One problem solved, on to the next one. Cate, Baze and Lux have to meet with social-worker Fern because Lux broke city curfew. Parents might not care if their kids are trolling around the streets in the wee hours of the night, but for pete’s sake the city still does! And these three people, that spend the majority of their day figuring out ways to make each other miserable, decide they cannot be apart.
So here’s the plan to stay together: Just lie. It will not matter if the lies corroborate, just say you saw “Billie Elliot,” say you’re happy, say Baze likes Math (that’s not even lying, because no one will suspect he actually has a friend named Math, because no one else in the world has a friend named Math.)

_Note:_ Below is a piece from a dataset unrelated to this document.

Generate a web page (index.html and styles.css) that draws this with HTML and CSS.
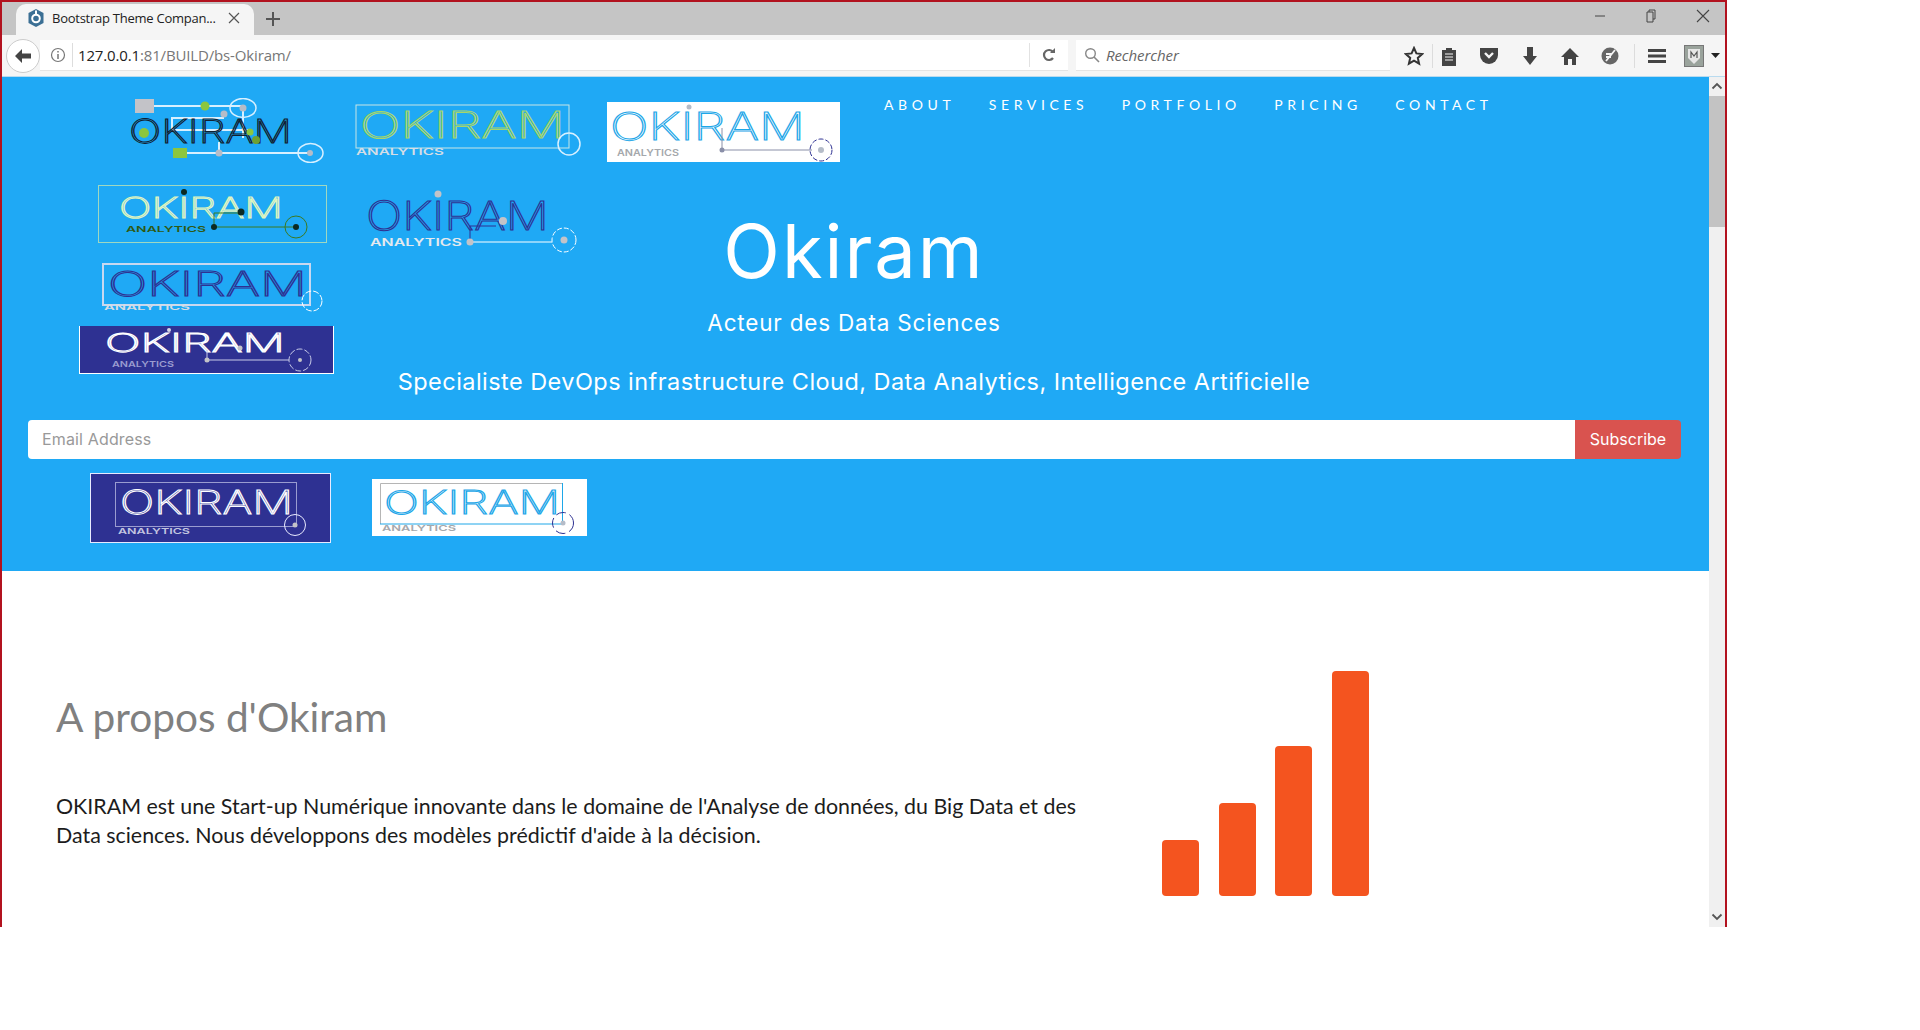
FILE: index.html
```html
<!DOCTYPE html>
<html lang="fr">
<head>
    <meta charset="UTF-8">
    <title>Bootstrap Theme Company - Okiram</title>
    <link rel="stylesheet" href="styles.css">
</head>
<body>
<div class="window">
    <!-- tabs -->
    <div class="titlebar">
        <div class="tab">
            <svg class="favicon" width="18" height="20" viewBox="0 0 18 20"><path d="M9 1l7.500 4v10L9 19l-7.500-4V5z" fill="#3b6f94"/><circle cx="9" cy="10.500" r="3.800" fill="none" stroke="#fff" stroke-width="2"/><rect x="8" y="2.500" width="2" height="4" fill="#fff"/></svg>
            <span class="tab-title">Bootstrap Theme Compan...</span>
            <svg class="tab-close" width="12" height="12" viewBox="0 0 12 12"><path d="M1 1l10 10M11 1L1 11" stroke="#555" stroke-width="1.200"/></svg>
        </div>
        <svg class="tab-new" width="16" height="16" viewBox="0 0 16 16"><path d="M8 1v14M1 8h14" stroke="#555" stroke-width="2"/></svg>
        <div class="win-buttons">
            <svg width="12" height="12" viewBox="0 0 12 12"><path d="M1 6h10" stroke="#444" stroke-width="1"/></svg>
            <svg width="12" height="14" viewBox="0 0 12 14"><path d="M4 3V1h6v9H8M2 3h6v10H2z" fill="none" stroke="#444" stroke-width="1"/></svg>
            <svg width="14" height="14" viewBox="0 0 14 14"><path d="M1 1l12 12M13 1L1 13" stroke="#444" stroke-width="1.100"/></svg>
        </div>
    </div>

    <!-- toolbar -->
    <div class="toolbar">
        <div class="back-btn">
            <svg width="18" height="16" viewBox="0 0 18 16"><path d="M8 1L1 8l7 7V10.500h9v-5H8z" fill="#444"/></svg>
        </div>
        <div class="urlbar">
            <svg class="info-icon" width="16" height="16" viewBox="0 0 16 16"><circle cx="8" cy="8" r="6.500" fill="none" stroke="#777" stroke-width="1.200"/><path d="M8 7v5M8 4v1.500" stroke="#777" stroke-width="1.500"/></svg>
            <span class="url"><b>127.0.0.1</b>:81/BUILD/bs-Okiram/</span>
            <span class="url-sep"></span>
            <svg class="reload" width="14" height="14" viewBox="0 0 14 14"><path d="M11 4a5 5 0 1 0 0 6" fill="none" stroke="#666" stroke-width="2.200"/><path d="M8 5h5V0z" fill="#666"/></svg>
        </div>
        <div class="searchbar">
            <svg width="16" height="16" viewBox="0 0 16 16"><circle cx="6.500" cy="6.500" r="4.800" fill="none" stroke="#888" stroke-width="1.400"/><path d="M10 10l5 5" stroke="#888" stroke-width="1.600"/></svg>
            <span>Rechercher</span>
        </div>
        <div class="tools">
            <svg class="t-star" width="20" height="20" viewBox="0 0 20 20"><path d="M10 2l2.400 5.400 5.800.6-4.400 3.900 1.300 5.800L10 14.700l-5.100 3 1.300-5.800L1.800 8l5.800-.6z" fill="none" stroke="#333" stroke-width="2"/></svg>
            <span class="tool-sep sep-star"></span>
            <svg class="t-clip" width="16" height="20" viewBox="0 0 16 20"><path d="M1 4h4V2h6v2h4v16H1z" fill="#444"/><path d="M4 8h8M4 11h8M4 14h8" stroke="#f5f5f5" stroke-width="1.200"/></svg>
            <svg class="t-pocket" width="20" height="18" viewBox="0 0 20 18"><path d="M1 1h18v7a9 9 0 0 1-18 0z" fill="#444"/><path d="M6 6l4 4 4-4" fill="none" stroke="#f5f5f5" stroke-width="2.400"/></svg>
            <svg class="t-down" width="16" height="18" viewBox="0 0 16 18"><path d="M5 0h6v9h4l-7 9-7-9h4z" fill="#444"/></svg>
            <svg class="t-home" width="20" height="18" viewBox="0 0 20 18"><path d="M10 1L1 10h3v8h4v-6h4v6h4v-8h3z" fill="#444"/></svg>
            <svg class="t-sync" width="20" height="20" viewBox="0 0 20 20"><circle cx="10" cy="10" r="8.500" fill="#666"/><path d="M6 15L15 4M6 8h6M6 11h5" stroke="#f5f5f5" stroke-width="1.800"/></svg>
            <span class="tool-sep sep-sync"></span>
            <svg class="t-menu" width="18" height="16" viewBox="0 0 18 16"><path d="M0 2.500h18M0 8h18M0 13.500h18" stroke="#444" stroke-width="3.200"/></svg>
            <svg class="t-avatar" width="20" height="22" viewBox="0 0 20 22"><rect x=".5" y=".5" width="19" height="21" fill="#9aa39c" stroke="#777"/><path d="M4 4h12v9l-6 6-6-6z" fill="#e6e6e6"/><path d="M7 13V7l3 4 3-4v6" fill="none" stroke="#555" stroke-width="1.200"/></svg>
            <svg class="t-caret" width="9" height="5" viewBox="0 0 9 5"><path d="M0 0h9L4.500 5z" fill="#222"/></svg>
        </div>
    </div>

    <div class="viewport">
        <div class="page">
            <header class="hero">
                <div class="hero-top">
                    <!-- logo couleur -->
                    <svg class="logo logo-1" width="194" height="65" viewBox="0 0 194 65">
                        <rect x="5" y="1" width="19" height="14" fill="#c3c3c8"/>
                        <path d="M24 8h89M113 10v30M42 32V20h52M42 32h80M89 55V44M57 55h123" fill="none" stroke="#d8f0ff" stroke-width="2"/>
                        <circle cx="75" cy="8" r="4.500" fill="#8cc63f"/>
                        <ellipse cx="113" cy="10" rx="13" ry="9.500" fill="none" stroke="#d8f0ff" stroke-width="1.500"/>
                        <circle cx="113" cy="10" r="3.500" fill="#b5bcc8"/>
                        <circle cx="94" cy="16" r="3.500" fill="#b5bcc8"/>
                        <text class="mark" x="-1" y="45" textLength="163" lengthAdjust="spacingAndGlyphs" font-size="33" stroke="#12202e">OKIRAM</text>
                        <circle cx="14" cy="35" r="5" fill="#8cc63f"/>
                        <circle cx="120" cy="34" r="3.500" fill="#8cc63f"/>
                        <circle cx="126" cy="42" r="4" fill="#6fa030"/>
                        <rect x="43" y="50" width="14" height="10" fill="#8cc63f"/>
                        <circle cx="89" cy="55" r="3.500" fill="#b5bcc8"/>
                        <ellipse cx="180.500" cy="55" rx="12.500" ry="9.500" fill="none" stroke="#d8f0ff" stroke-width="1.500"/>
                        <circle cx="180" cy="55" r="3" fill="#b5bcc8"/>
                    </svg>
                    <!-- logo vert -->
                    <svg class="logo logo-2" width="227" height="53" viewBox="0 0 227 53">
                        <rect x="1" y="1" width="213" height="43" fill="none" stroke="#c8e6e6"/>
                        <text class="mark" x="5" y="34" textLength="205" lengthAdjust="spacingAndGlyphs" font-size="36" stroke="#a6d66a">OKIRAM</text>
                        <text class="sub" x="1" y="51" textLength="88" lengthAdjust="spacingAndGlyphs" font-size="9" fill="#d5dde5">ANALYTICS</text>
                        <circle cx="214" cy="40" r="11" fill="none" stroke="#d8f0ff" stroke-width="1.500"/>
                    </svg>
                    <!-- logo fond blanc -->
                    <svg class="logo logo-3" width="233" height="60" viewBox="0 0 233 60">
                        <rect width="233" height="60" fill="#fff"/>
                        <text class="mark" x="3" y="38" textLength="195" lengthAdjust="spacingAndGlyphs" font-size="38" stroke="#1ea7e8">OKIRAM</text>
                        <text class="sub" x="10" y="54" textLength="62" lengthAdjust="spacingAndGlyphs" font-size="9" fill="#a5a8ac">ANALYTICS</text>
                        <path d="M115 26v22M115 48h90" fill="none" stroke="#8a8fa8"/>
                        <circle cx="115" cy="48" r="2.500" fill="#8a8fa8"/>
                        <circle cx="214" cy="48" r="11" fill="none" stroke="#2e3192" stroke-dasharray="5 2"/>
                        <circle cx="214" cy="48" r="3" fill="#b5bcc8"/>
                        <circle cx="82" cy="5" r="2.500" fill="#b5bcc8"/>
                    </svg>
                    <nav class="nav">
                        <a>ABOUT</a>
                        <a>SERVICES</a>
                        <a>PORTFOLIO</a>
                        <a>PRICING</a>
                        <a>CONTACT</a>
                    </nav>
                </div>

                <div class="hero-main">
                    <div class="logo-stack">
                        <svg class="logo logo-4" width="229" height="58" viewBox="0 0 229 58">
                            <rect x=".5" y=".5" width="228" height="57" fill="none" stroke="#9fd8c0"/>
                            <text class="mark" x="21" y="33" textLength="164" lengthAdjust="spacingAndGlyphs" font-size="29" stroke="#e0f5c0">OKIRAM</text>
                            <text class="sub" x="28" y="47" textLength="80" lengthAdjust="spacingAndGlyphs" font-size="8" fill="#2f5a12">ANALYTICS</text>
                            <path d="M116 42h82M116 42V28h26" fill="none" stroke="#3d7a20"/>
                            <circle cx="86" cy="7" r="3" fill="#0c2a22"/>
                            <circle cx="116" cy="42" r="3" fill="#0c2a22"/>
                            <circle cx="143" cy="27" r="3.500" fill="#0c2a22"/>
                            <circle cx="198" cy="42" r="11" fill="none" stroke="#3d7a20"/>
                            <circle cx="198" cy="42" r="3" fill="#0c2a22"/>
                        </svg>
                        <svg class="logo logo-6" width="224" height="49" viewBox="0 0 224 49">
                            <rect x="1" y="1" width="207" height="41" fill="none" stroke="#c8d8f0" stroke-width="2"/>
                            <text class="mark" x="6" y="33" textLength="199" lengthAdjust="spacingAndGlyphs" font-size="34" stroke="#2e3192">OKIRAM</text>
                            <text class="sub" x="2" y="47" textLength="86" lengthAdjust="spacingAndGlyphs" font-size="8" fill="#d5dde5">ANALYTICS</text>
                            <circle cx="210" cy="38" r="10" fill="none" stroke="#fff" stroke-dasharray="6 2"/>
                        </svg>
                        <svg class="logo logo-7" width="255" height="48" viewBox="0 0 255 48">
                            <rect width="255" height="48" fill="#2e3192"/>
                            <path d="M.5 0v48M254.500 0v48M0 47.500h255" fill="none" stroke="#fff"/>
                            <text class="mark" x="26" y="26" textLength="180" lengthAdjust="spacingAndGlyphs" font-size="26" stroke="#fff">OKIRAM</text>
                            <text class="sub" x="33" y="41" textLength="62" lengthAdjust="spacingAndGlyphs" font-size="8" fill="#9a9cd0">ANALYTICS</text>
                            <path d="M128 24v10M128 34h82" fill="none" stroke="#c8cbe8"/>
                            <circle cx="90" cy="4" r="2" fill="#d5d8e8"/>
                            <circle cx="128" cy="34" r="2.500" fill="#c3c3c8"/>
                            <circle cx="161" cy="22" r="2.500" fill="#c3c3c8"/>
                            <circle cx="221" cy="34" r="11" fill="none" stroke="#c8cbe8" stroke-dasharray="6 2"/>
                            <circle cx="221" cy="34" r="2" fill="#c3c3c8"/>
                        </svg>
                    </div>
                    <div class="hero-text">
                        <svg class="logo logo-5" width="214" height="63" viewBox="0 0 214 63">
                            <text class="mark" x="2" y="40" textLength="183" lengthAdjust="spacingAndGlyphs" font-size="40" stroke="#2e3192">OKIRAM</text>
                            <text class="sub" x="6" y="56" textLength="92" lengthAdjust="spacingAndGlyphs" font-size="10" fill="#e5e9ee">ANALYTICS</text>
                            <path d="M106 52V36h26" fill="none" stroke="#2e3192"/>
                            <path d="M106 52h82" fill="none" stroke="#fff"/>
                            <circle cx="74" cy="4" r="3.500" fill="#c3c3c8"/>
                            <circle cx="106" cy="52" r="3.500" fill="#c3c3c8"/>
                            <circle cx="139" cy="31" r="4" fill="#c3c3c8"/>
                            <circle cx="200" cy="50" r="12" fill="none" stroke="#fff" stroke-dasharray="5 2"/>
                            <circle cx="200" cy="50" r="3.500" fill="#c3c3c8"/>
                        </svg>
                        <div class="hero-titles">
                            <h1>Okiram</h1>
                            <p class="tagline">Acteur des Data Sciences</p>
                        </div>
                        <p class="speciality">Specialiste DevOps infrastructure Cloud, Data Analytics, Intelligence Artificielle</p>
                    </div>
                </div>

                <form class="subscribe">
                    <input class="email" type="text" placeholder="Email Address">
                    <button class="subscribe-btn" type="button">Subscribe</button>
                </form>

                <div class="hero-bottom">
                    <svg class="logo logo-8" width="241" height="70" viewBox="0 0 241 70">
                        <rect width="241" height="70" fill="#2e3192"/>
                        <rect x=".5" y=".5" width="240" height="69" fill="none" stroke="#e8eaff"/>
                        <rect x="25.500" y="9.500" width="181" height="44" fill="none" stroke="#9a9cd0"/>
                        <text class="mark" x="30" y="41" textLength="173" lengthAdjust="spacingAndGlyphs" font-size="33" stroke="#fff">OKIRAM</text>
                        <text class="sub" x="28" y="61" textLength="72" lengthAdjust="spacingAndGlyphs" font-size="8" fill="#c3c5e0">ANALYTICS</text>
                        <circle cx="205" cy="52" r="10.500" fill="none" stroke="#e8eaff"/>
                        <circle cx="205" cy="52" r="2.500" fill="#c3c3c8"/>
                    </svg>
                    <svg class="logo logo-9" width="215" height="57" viewBox="0 0 215 57">
                        <rect width="215" height="57" fill="#fff"/>
                        <path d="M8.500 45V4.500h182" fill="none" stroke="#b5b5b5"/>
                        <path d="M190.500 4v41H8" fill="none" stroke="#1ea7e8"/>
                        <text class="mark" x="12" y="35" textLength="176" lengthAdjust="spacingAndGlyphs" font-size="32" stroke="#1ea7e8">OKIRAM</text>
                        <text class="sub" x="10" y="52" textLength="74" lengthAdjust="spacingAndGlyphs" font-size="8" fill="#a5a8ac">ANALYTICS</text>
                        <circle cx="191" cy="44" r="10.500" fill="none" stroke="#2e3192" stroke-dasharray="10 4"/>
                        <circle cx="191" cy="44" r="2.500" fill="#b5bcc8"/>
                    </svg>
                </div>
            </header>

            <section class="about">
                <div class="about-text">
                    <h2>A propos d'Okiram</h2>
                    <p>OKIRAM est une Start-up Numérique innovante dans le domaine de l'Analyse de données, du Big Data et des Data sciences. Nous développons des modèles prédictif d'aide à la décision.</p>
                </div>
                <div class="chart">
                    <span class="bar bar-1"></span>
                    <span class="bar bar-2"></span>
                    <span class="bar bar-3"></span>
                    <span class="bar bar-4"></span>
                </div>
            </section>
        </div>

        <div class="scrollbar">
            <svg class="arrow" width="12" height="8" viewBox="0 0 12 8"><path d="M1.500 6.500L6 2l4.500 4.500" fill="none" stroke="#555" stroke-width="1.800"/></svg>
            <div class="thumb"></div>
            <svg class="arrow arrow-down" width="12" height="8" viewBox="0 0 12 8"><path d="M1.500 1.500L6 6l4.500-4.500" fill="none" stroke="#555" stroke-width="1.800"/></svg>
        </div>
    </div>
</div>
</body>
</html>
```

FILE: styles.css
```css
html, body {
    margin: 0;
    height: 100%;
    overflow: hidden;
    background: #fff;
}

.window {
    width: 1727px;
    height: 927px;
    box-sizing: border-box;
    border: 2px solid #b2121f;
    border-bottom: none;
    display: flex;
    flex-direction: column;
    font-family: "Open Sans", sans-serif;
}

/* titre + onglets */
.titlebar {
    height: 33px;
    background: #c5c5c5;
    display: flex;
    align-items: flex-end;
    flex: none;
}
.tab {
    width: 238px;
    height: 31px;
    margin-left: 14px;
    box-sizing: border-box;
    padding: 0 14px 3px 11px;
    background: #f5f5f5;
    border-radius: 10px 10px 0 0;
    display: flex;
    align-items: center;
}
.favicon {
    flex: none;
}
.tab-title {
    margin-left: 7px;
    font-size: 13px;
    color: #222;
    white-space: nowrap;
    flex: 1;
    letter-spacing: -0.25px;
}
.tab-close {
    flex: none;
}
.tab-new {
    margin: 0 0 8px 11px;
}
.win-buttons {
    margin-left: auto;
    height: 28px;
    align-self: flex-start;
    display: flex;
    align-items: center;
    gap: 39px;
    padding-right: 15px;
}

/* barre d'outils */
.toolbar {
    height: 42px;
    flex: none;
    box-sizing: border-box;
    background: #f5f5f5;
    border-bottom: 1px solid #b9dbef;
    display: flex;
    align-items: center;
}
.back-btn {
    width: 34px;
    height: 34px;
    margin-left: 4px;
    flex: none;
    box-sizing: border-box;
    border: 1px solid #ccc;
    border-radius: 50%;
    background: #fff;
    display: flex;
    align-items: center;
    justify-content: center;
}
.urlbar {
    width: 1028px;
    height: 31px;
    background: #fff;
    border-bottom: 1px solid #e4e4e4;
    box-sizing: border-box;
    display: flex;
    align-items: center;
    padding: 0 12px 0 10px;
    flex: none;
}
.url {
    margin-left: 6px;
    padding-left: 5px;
    border-left: 1px solid #ddd;
    font-size: 15px;
    line-height: 24px;
    color: #777;
    letter-spacing: -0.15px;
}
.url b {
    font-weight: 400;
    color: #222;
}
.url-sep {
    margin-left: auto;
    width: 1px;
    height: 24px;
    background: #e2e2e2;
}
.reload {
    margin-left: 12px;
}
.searchbar {
    width: 314px;
    height: 31px;
    margin-left: 8px;
    flex: none;
    background: #fff;
    border-bottom: 1px solid #e4e4e4;
    box-sizing: border-box;
    display: flex;
    align-items: center;
    gap: 6px;
    padding-left: 8px;
    font-size: 15px;
    font-style: italic;
    color: #666;
    letter-spacing: -0.1px;
}
.tools {
    display: flex;
    align-items: center;
    flex: 1;
}
.tool-sep {
    width: 1px;
    height: 24px;
    background: #dcdcdc;
    flex: none;
}
.t-star { margin-left: 14px; }
.sep-star { margin-left: 8px; }
.t-clip { margin-left: 8px; }
.t-pocket { margin-left: 22px; }
.t-down { margin-left: 23px; }
.t-home { margin-left: 22px; }
.t-sync { margin-left: 20px; }
.sep-sync { margin-left: 14px; }
.t-menu { margin-left: 13px; }
.t-avatar { margin-left: 18px; }
.t-caret { margin-left: 7px; }

/* page */
.viewport {
    flex: 1;
    display: flex;
    min-height: 0;
}
.page {
    flex: 1;
    min-width: 0;
    overflow: hidden;
}
.scrollbar {
    width: 16px;
    flex: none;
    background: #f0f0f0;
    display: flex;
    flex-direction: column;
    align-items: center;
}
.arrow {
    margin: 5px 0 6px;
    flex: none;
}
.thumb {
    width: 16px;
    height: 131px;
    background: #c3c3c3;
}
.arrow-down {
    margin: auto 0 6px;
}

/* bandeau bleu */
.hero {
    height: 494px;
    box-sizing: border-box;
    background: #1fa9f5;
    padding-top: 21px;
    color: #fff;
    font-family: Inter, sans-serif;
}
.logo {
    display: block;
    flex: none;
}
.mark {
    font-family: Inter, sans-serif;
    font-weight: 200;
    fill: none;
    stroke-width: 1;
}
.sub {
    font-family: Inter, sans-serif;
    font-weight: 600;
}
.hero-top {
    display: flex;
    align-items: center;
    height: 65px;
    padding-left: 128px;
}
.logo-2 { margin-left: 31px; }
.logo-3 { margin: 2px 0 0 25px; }
.nav {
    align-self: flex-start;
    margin: -3px 0 0 44px;
    display: flex;
    gap: 33.500px;
    font-family: Lato, sans-serif;
    font-size: 14px;
    line-height: 20px;
    letter-spacing: 4.600px;
}
.hero-main {
    margin-top: 22px;
    display: flex;
}
.logo-stack {
    width: 338px;
    flex: none;
    display: flex;
    flex-direction: column;
}
.logo-4 { margin-left: 96px; }
.logo-6 { margin: 20px 0 0 100px; }
.logo-7 { margin: 14px 0 0 77px; }
.hero-text {
    width: 1028px;
    flex: none;
    display: grid;
    grid-template-columns: 248px 532px 248px;
    grid-template-rows: 167px auto;
}
.logo-5 {
    margin: 5px 0 0 24px;
}
.hero-titles {
    text-align: center;
}
h1 {
    margin: 28px 0 0;
    font-size: 74px;
    line-height: 76px;
    font-weight: 400;
    letter-spacing: 2px;
}
.tagline {
    margin: 19px 0 0;
    font-size: 22.500px;
    line-height: 30px;
    letter-spacing: 0.8px;
}
.speciality {
    grid-column: 1 / 4;
    margin: 15px 0 0;
    text-align: center;
    font-size: 23.500px;
    line-height: 30px;
    letter-spacing: 0.45px;
}
.subscribe {
    margin: 23px 0 0 26px;
    width: 1653px;
    height: 39px;
    display: flex;
}
.email {
    flex: 1;
    min-width: 0;
    box-sizing: border-box;
    border: none;
    border-radius: 4px 0 0 4px;
    padding: 0 14px 2px;
    font-family: Inter, sans-serif;
    font-size: 16px;
    letter-spacing: 0.15px;
    background: #fff;
}
.email::placeholder {
    color: #999;
    opacity: 1;
}
.subscribe-btn {
    width: 106px;
    flex: none;
    border: none;
    border-radius: 0 4px 4px 0;
    background: #d9534f;
    color: #fff;
    font-family: Inter, sans-serif;
    font-size: 16px;
    padding: 0 0 2px;
}
.hero-bottom {
    margin: 14px 0 0 88px;
    display: flex;
    align-items: center;
    gap: 41px;
}
.logo-9 { margin-bottom: 2px; }

/* a propos */
.about {
    display: flex;
    font-family: Lato, sans-serif;
}
.about-text {
    width: 1030px;
    margin-left: 54px;
    flex: none;
}
h2 {
    margin: 120px 0 0;
    font-size: 40.600px;
    line-height: 52px;
    font-weight: 400;
    color: #808080;
}
.about-text p {
    margin: 49px 0 0;
    font-size: 21.400px;
    line-height: 29px;
    color: #1c1c1c;
}
.chart {
    margin: 100px 0 0 76px;
    height: 225px;
    display: flex;
    align-items: flex-end;
    gap: 19.500px;
}
.bar {
    width: 37px;
    background: #f4541f;
    border-radius: 4px;
}
.bar-1 { height: 56px; }
.bar-2 { height: 93px; }
.bar-3 { height: 150px; }
.bar-4 { height: 225px; }
```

But you can’t fool Fern. Fern tried to see “Billie Elliot” and tackle fractions last Tuesday and she knows. It can’t happen. It’s not feasible. So let’s get real here, OK? Let’s see Lux cry and relive childhood abuse and storm out saying she will never forgive Cate for giving her up. Let’s hear Cate remember being 16 and pregnant and alone. Now that’s a family.
But did I mention there is a bright ray of light for these troubled souls? These issue-laden individuals have an honest-to-goodness therapist right at their fingertips, ready to dispense real therapist advice. Couldn’t you tell it was Abbie? Abbie, who loves dirty martinis, still lives with her alcoholic mother and jokes about “Mom’s box of wine” (ha ha ha), who is willing and able to hit the sack with Baze behind her sister’s back whenever he wants. What more could you ask for in a mental health professional?
And when Lux says to Baze: Either we have a ketchup eating competition and you stop checking that I slept in my bed or I’m moving back in with Cate, Baze let’s her go. Because Baze is maturing. And Baze has Bug now; Baze needs “Dad practice” and Bug is dad-less, so it works out perfectly. And parenting boys is just teaching them about stocking liquor and ordering peanuts anyway. Baze can handle that.
And Ryan gets tricked into forgiving Cate, because if Lux has to try to forgive her for sending her into foster care for 15 years, then he has to forgive her for cheating on him. What’s the difference? Ryan doesn’t know. And, anyway, he misses Cate’s cold feet, the bags of ice in his bed just aren’t the same.
You can almost smell the reinstated parental rights.
What did you think of this episode? Was Lux being out of line when she screamed at Cate for leaving her when she was born or do you think she has a point? What do you think of Baze and Abbie? Finally, do you have any friends named Math?